Il est à noter qu’il n’est pas nécessaire pour une société ayant acquis un actif de prouver qu’elle réalise des travaux qui dépassent ceux du fournisseur afin de satisfaire à la condition de nouveauté (Conseil d’État, 27 janvier 2023, RAGT Semences, 460229).

Les biens financés par crédit-bail peuvent également être assimilés à des immobilisations amortissables et peuvent ainsi être valorisés au titre du crédit impôt recherche s’ils satisfont aux conditions prévues au a) du II de l’article 244 quater B du CGI (BOI-BIC-RICI-10-10-20-10, 60).

Les immobilisations constituent des éléments identifiables du patrimoine dont une entreprise attend des avantages économiques futurs.

Précisément, dans le cas des éléments corporels, le plan comptable général précise qu’une immobilisation corporelle est un actif physique détenu, pour être utilisé dans la production ou la fourniture de biens et de services, pour être loué à des tiers, ou à des fins de gestion interne et dont l’entreprise attend qu’il soit utilisé au-delà de l’exercice en cours (article 211-6 du plan comptable général (PCG)). Ainsi, un actif corporel ne se consomme pas au premier usage et se distingue des stocks, principalement détenus pour être vendus ou destinés à être entièrement consommés dans le processus de production ou de prestations de services (article 211-5 du PCG).

Ces actifs corporels, à l’exception des terrains et des œuvres d’art, sont amortis selon leur temps d’utilisation respectifs et ces amortissements font ensuite l’objet de dotations déductibles du résultat imposable.

Le jugement de la Cour

En l’espèce, la Cour juge que :

  • Pour les réactifs et les kits d’analyse : étant entièrement consommés lors de leur premier usage et n’étant pas utilisés de manière durable au cours du processus de recherche, ils ne constituent pas des actifs immobilisés pour lesquels la société peut procéder à une dotation aux amortissements. La Cour indique qu’il s’agirait davantage de frais de fonctionnement.
  • Pour les frais relatifs à la facturation de prestations par une société sous-traitante : la société requérante soutient que le dirigeant de la société sous-traitante a participé au développement des kits d’analyse. Dans la mesure où ces kits ne constituent pas des prototypes pour lesquels la société requérante pouvait procéder à des dotations aux amortissements, ces frais ne le sont pas davantage. Par ailleurs, la Cour souligne que la société sous-traitante ne dispose pas d’agrément CIR. Elle considère donc que les dépenses engagées n’entrent pas dans le champ de l’article 244 quater B CGI. Cette position de la Cour renvoie à la question du caractère amortissable ou non de la dépense de sous-traitance (qu’en aurait-il été si les kits avaient été amortis ?). À cet égard, il semble logique de considérer que les dépenses de sous-traitance, quand bien même amorties, doivent être catégorisées en sous-traitance et qu’un agrément est par conséquent nécessaire (cf.la RM Feltesse 12558 du 19/03/2013).

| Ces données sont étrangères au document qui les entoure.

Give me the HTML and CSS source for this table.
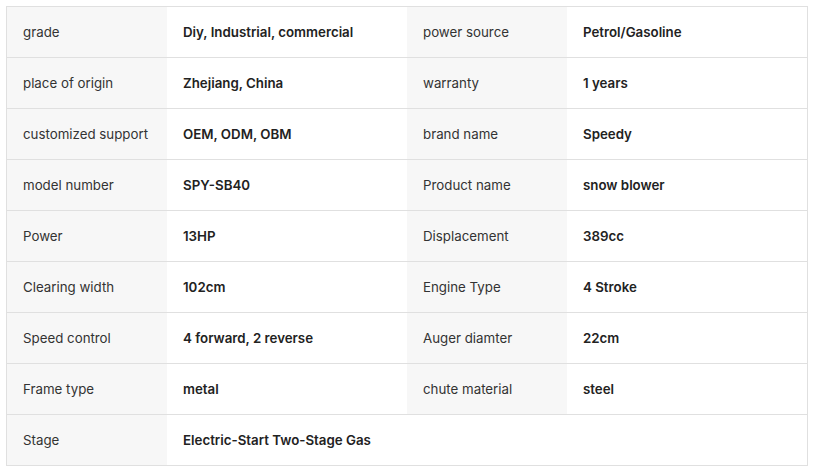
FILE: index.html
```html
<!DOCTYPE html>
<html>
<head>
<meta charset="utf-8">
<link rel="stylesheet" href="styles.css">
</head>
<body>
<div class="spec">
  <div class="row"><div class="k">grade</div><div class="v">Diy, Industrial, commercial</div><div class="k">power source</div><div class="v">Petrol/Gasoline</div></div>
  <div class="row"><div class="k">place of origin</div><div class="v">Zhejiang, China</div><div class="k">warranty</div><div class="v">1 years</div></div>
  <div class="row"><div class="k">customized support</div><div class="v">OEM, ODM, OBM</div><div class="k">brand name</div><div class="v">Speedy</div></div>
  <div class="row"><div class="k">model number</div><div class="v">SPY-SB40</div><div class="k">Product name</div><div class="v">snow blower</div></div>
  <div class="row"><div class="k">Power</div><div class="v">13HP</div><div class="k">Displacement</div><div class="v">389cc</div></div>
  <div class="row"><div class="k">Clearing width</div><div class="v">102cm</div><div class="k">Engine Type</div><div class="v">4 Stroke</div></div>
  <div class="row"><div class="k">Speed control</div><div class="v">4 forward, 2 reverse</div><div class="k">Auger diamter</div><div class="v">22cm</div></div>
  <div class="row"><div class="k">Frame type</div><div class="v">metal</div><div class="k">chute material</div><div class="v">steel</div></div>
  <div class="row"><div class="k">Stage</div><div class="v wide">Electric-Start Two-Stage Gas</div></div>
</div>
</body>
</html>
```
FILE: styles.css
```css
html, body {
  margin: 0;
  padding: 0;
  background: #fff;
}
body {
  padding: 6px;
  font-family: Inter, "Liberation Sans", sans-serif;
  font-size: 13.3px;
}
.spec {
  width: 800px;
  border: 1px solid #e0e0e0;
}
.row {
  display: flex;
  border-bottom: 1px solid #e0e0e0;
}
.row:last-child {
  border-bottom: none;
}
.k, .v {
  height: 50px;
  display: flex;
  align-items: center;
  padding: 0 16px 1px;
  box-sizing: border-box;
  white-space: nowrap;
}
.k {
  width: 160px;
  background: #f7f7f7;
  color: #333;
}
.v {
  width: 240px;
  font-weight: 600;
  color: #222;
}
.v.wide {
  width: 640px;
}
```
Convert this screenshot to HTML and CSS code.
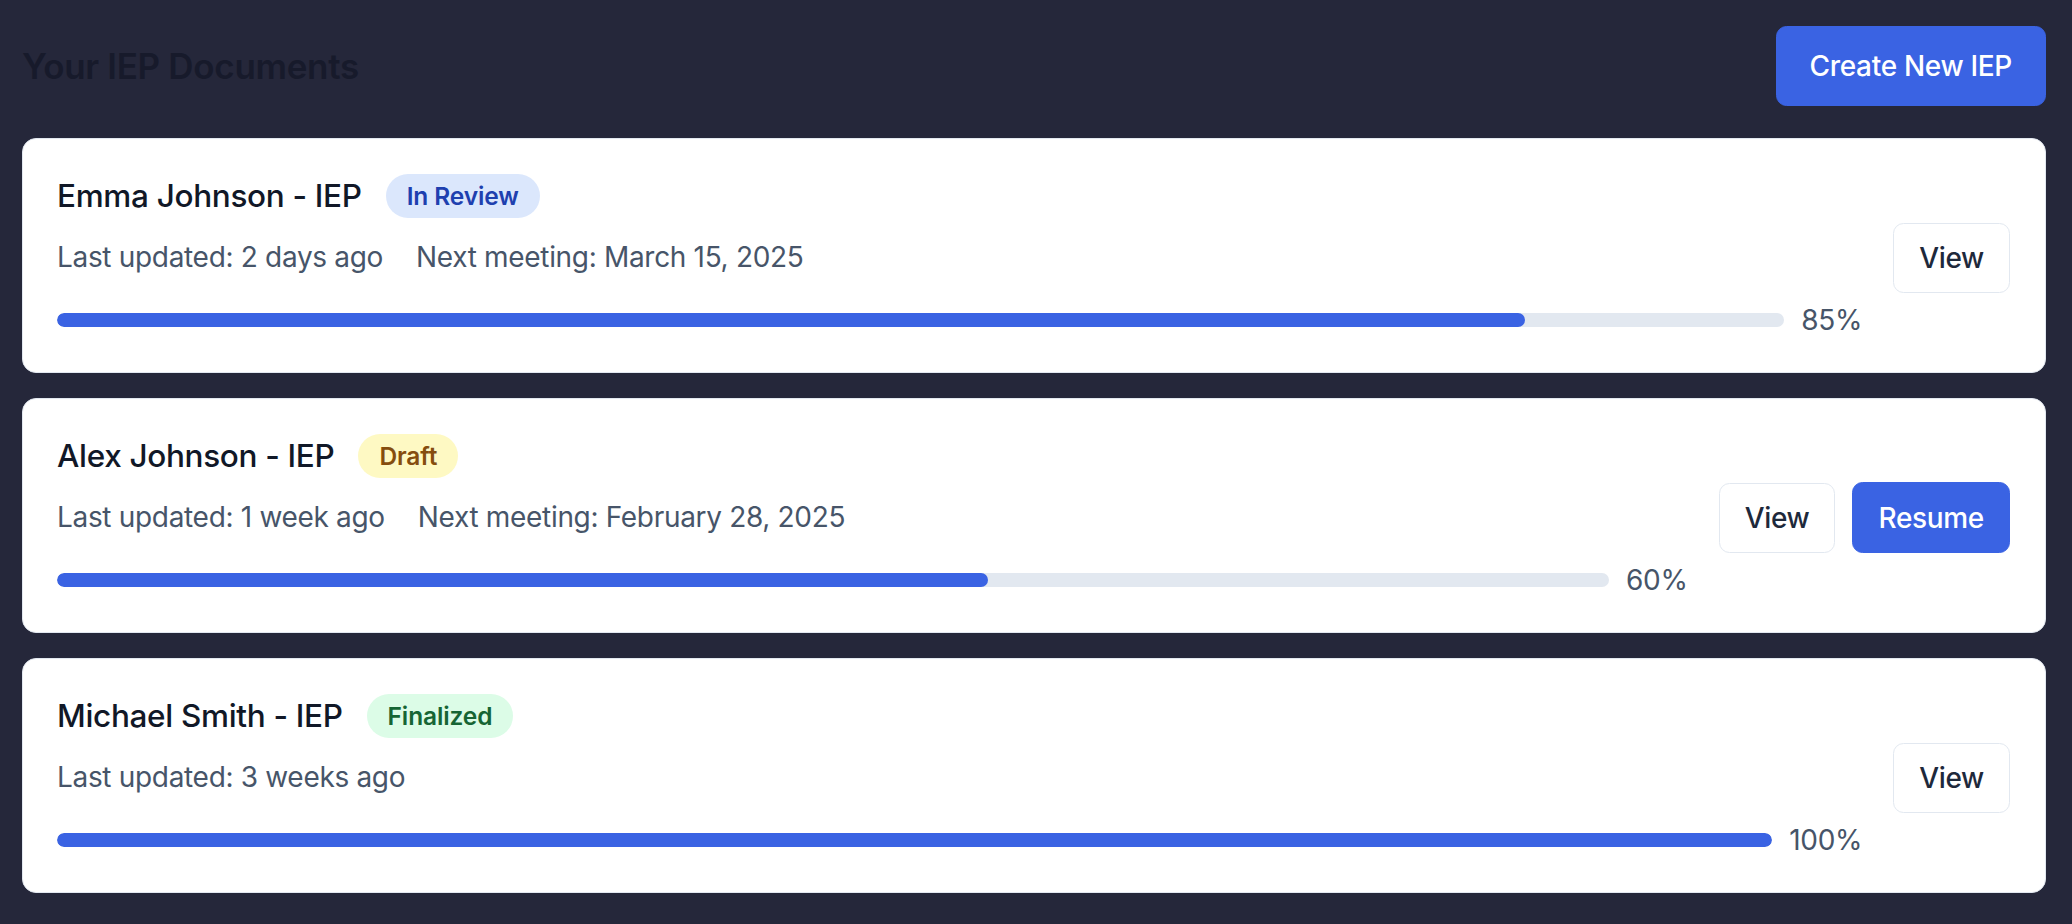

Par suite, la Cour rejette la requête de la société.

Analyse

L’administration fiscale est particulièrement attentive à la nature de l’actif valorisé. Il est ainsi primordial de respecter les règles comptables relatives à l’immobilisation et à l’amortissement des actifs et de valoriser au CIR au prorata du temps d’utilisation dévolu à la R&D toute immobilisation utilisée également à d’autres fins que des travaux de recherche éligibles.

Il est en outre essentiel d’être en mesure de produire des éléments justificatifs attestant que ces immobilisations ont bien été affectées directement à la réalisation d’opérations de recherche, et le cas échéant, dans quelle proportion. En cas de contentieux, le juge apprécie en effet strictement leur éligibilité, en exigeant qu’un lien direct entre les opérations de recherche et développement éligibles et les dotations aux amortissements valorisées soit démontré (CAA de TOULOUSE, 16 mars 2023, Hexis, 21TL01556).

Pour valoriser des dépenses en tant que dotations aux amortissements, il faut donc être attentif à la fois au respect des règles comptables, et à la loi fiscale.